That means if this really takes off there will be pluggable modules that can
do anything that you'd like without adding to the code base. I think it would
make a lot of sense if the core team doesn't add much to the initial code base
and rather iterates on the UI right and works on growing the community because
that is what is going to make the project take off.

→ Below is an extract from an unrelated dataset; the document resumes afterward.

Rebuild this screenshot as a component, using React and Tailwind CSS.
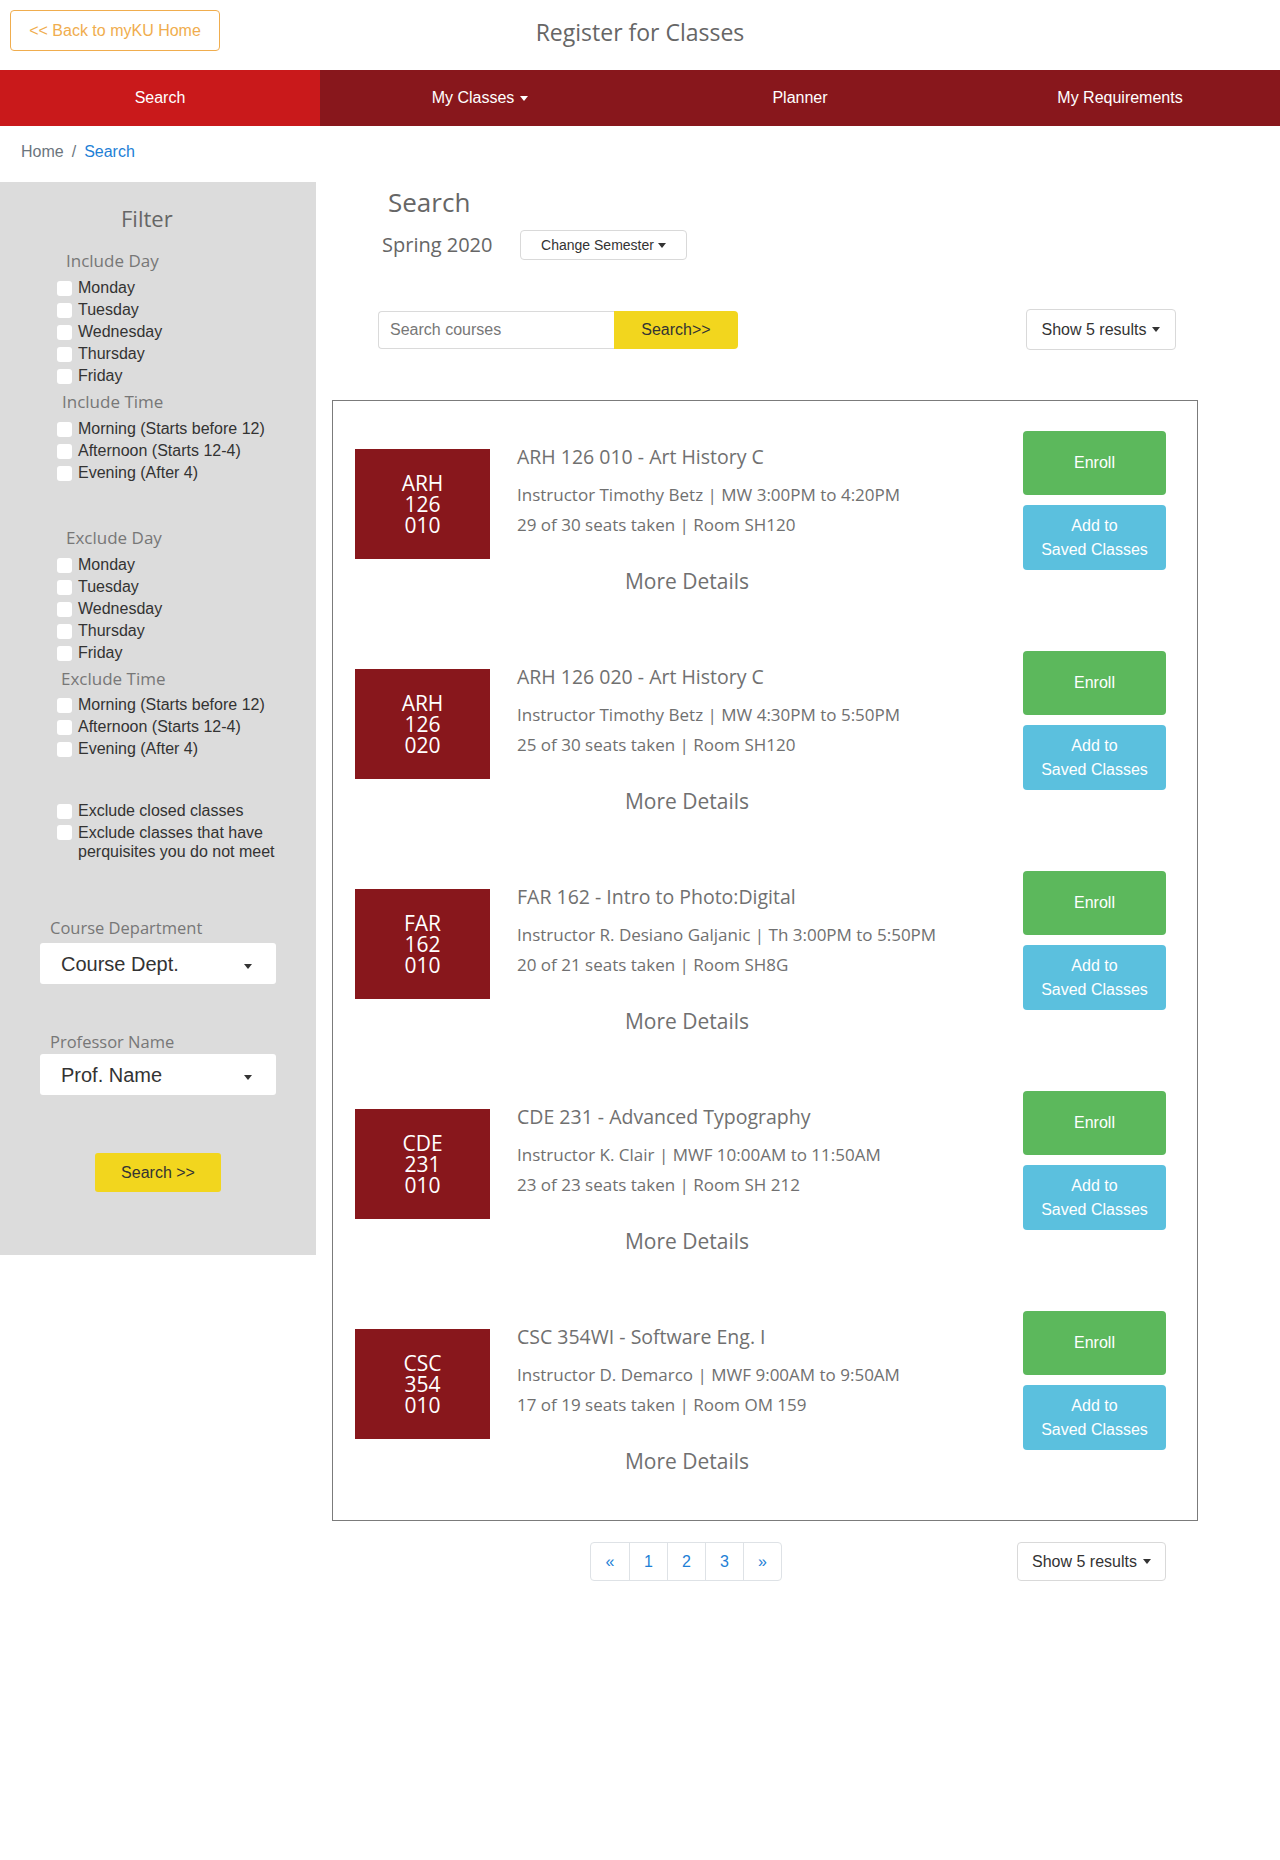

Really smart move by Microsoft, if for no other reason than tons of people are
going to be saying "wait, whut, where do I install this?" soon and if
deployment is first class to Azure at least they'll have a lot of new people
in the door.

Also I think there's plenty of room for evolution in blogging. There are so
many places that we create content now whether it be audio, photos, video or
microblogging and there isn't a widely used way of curating your online self
at all of these mediums. My personal website is on Syte
([https://github.com/rigoneri/syte](https://github.com/rigoneri/syte)) for
this very reason that it displays my social network content next to my blog
posts in a way that is more coherent than just a widget.

------
jmspring
"Compared to WordPress’s bulky editor and aging PHP code base, the difference
is striking."

Well established product versus something that has not been around awhile. It
has nothing to do with the language the code was written in, it is a product
with a past versus a new product that has learned from preceding projects.

------
grannyg00se
"an ease to writing that makes it pleasant to compose text formatted for the
web...Compared to WordPress’s bulky editor and aging PHP code base, the
difference is striking."

I don't know anything about WordPress's bulky editor, but how does the code
base have any relevance to front end usability?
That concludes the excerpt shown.